А в Москве Гилшер готовился к грядущей июньской встрече. “Как вы хорошо понимаете, — писал он Толкачеву, — ваша информация представляет чрезвычайный интерес для нас, и небольшая группа людей высочайшего уровня, которые в курсе вашей работы, обратилась ко мне с просьбой выразить вам огромную благодарность за ваш труд, огромное уважение к вам лично и подтвердить, что ваши данные представляют огромную ценность”. Гилшер понимал, что Толкачев идет на колоссальный риск, и заверял его: “Ваша информация, ввиду ее чрезвычайно конфиденциального характера, распространяется весьма ограниченно, под сугубо секретным грифом, и с ней знакомы лишь те специалисты, которым необходимо быть с ней знакомыми”{123}.

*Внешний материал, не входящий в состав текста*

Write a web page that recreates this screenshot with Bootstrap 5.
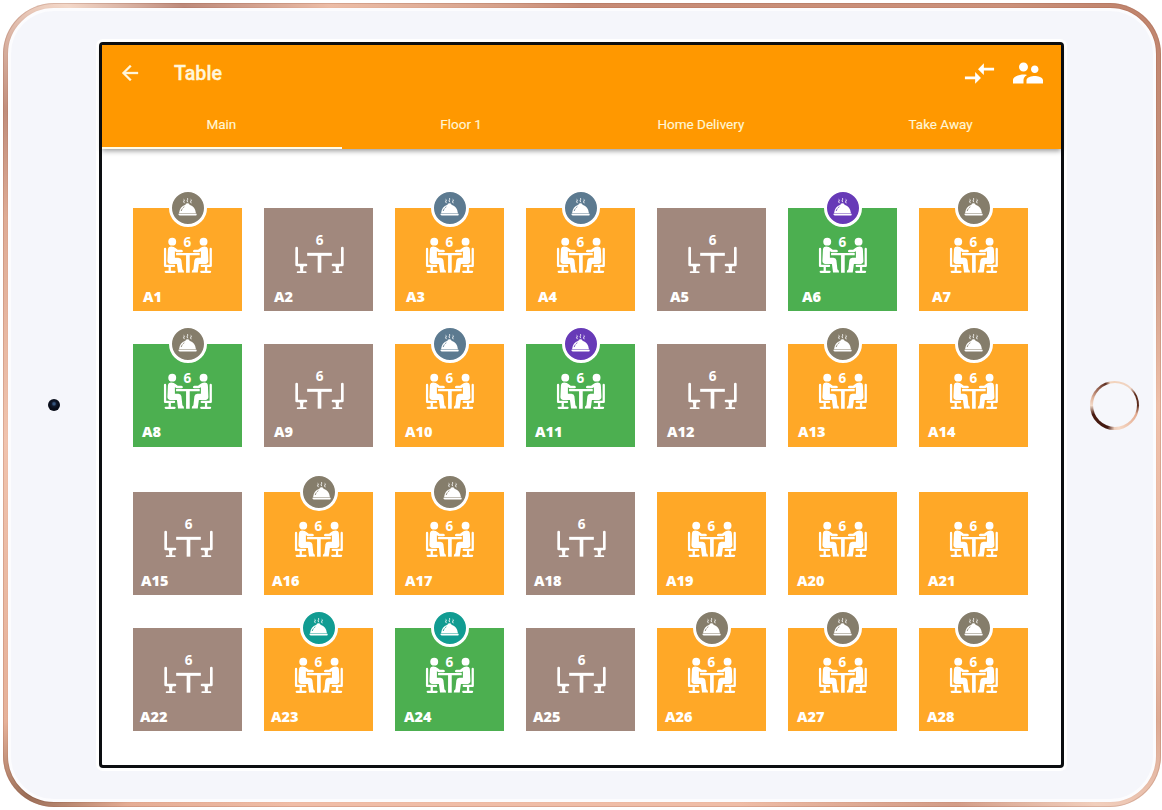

100-страничное описание данных Толкачева было распечатано лишь в семи экземплярах, и все они хранились в условиях строжайшей секретности. Имена тех, кто видел эти данные, записывались в реестр, прозванный “списком фанатов”, который хранился вместе с донесениями и запросами сотрудников “советского” отдела ЦРУ. Если информацию Толкачева переводили и распространяли, ее часто смешивали с данными других источников из Советского Союза, так что если бы произошла утечка, то на Толкачева нельзя было бы выйти как на источник{124}. При отправке телеграмм из Москвы резидентура всегда шифровала их, но в случае Толкачева принимались дополнительные меры предосторожности. Любая идентифицирующая информация: имя, возраст, местоположение, физические характеристики и т. д. — подвергалась двойному шифрованию. К примеру, имя “Олег” заменялось на “Алекс” еще до того, как телеграмма полностью кодировалась для отправки в штаб-квартиру. В Лэнгли телеграмму расшифровывали и подставляли назад правильные имена или слова. Таким образом, если бы КГБ и удалось перехватить шифрограмму, у них все равно не было бы никаких имен или намеков на личность агента. Лишь несколько человек в главном управлении знали, кто такой “Сфера” на самом деле{125}.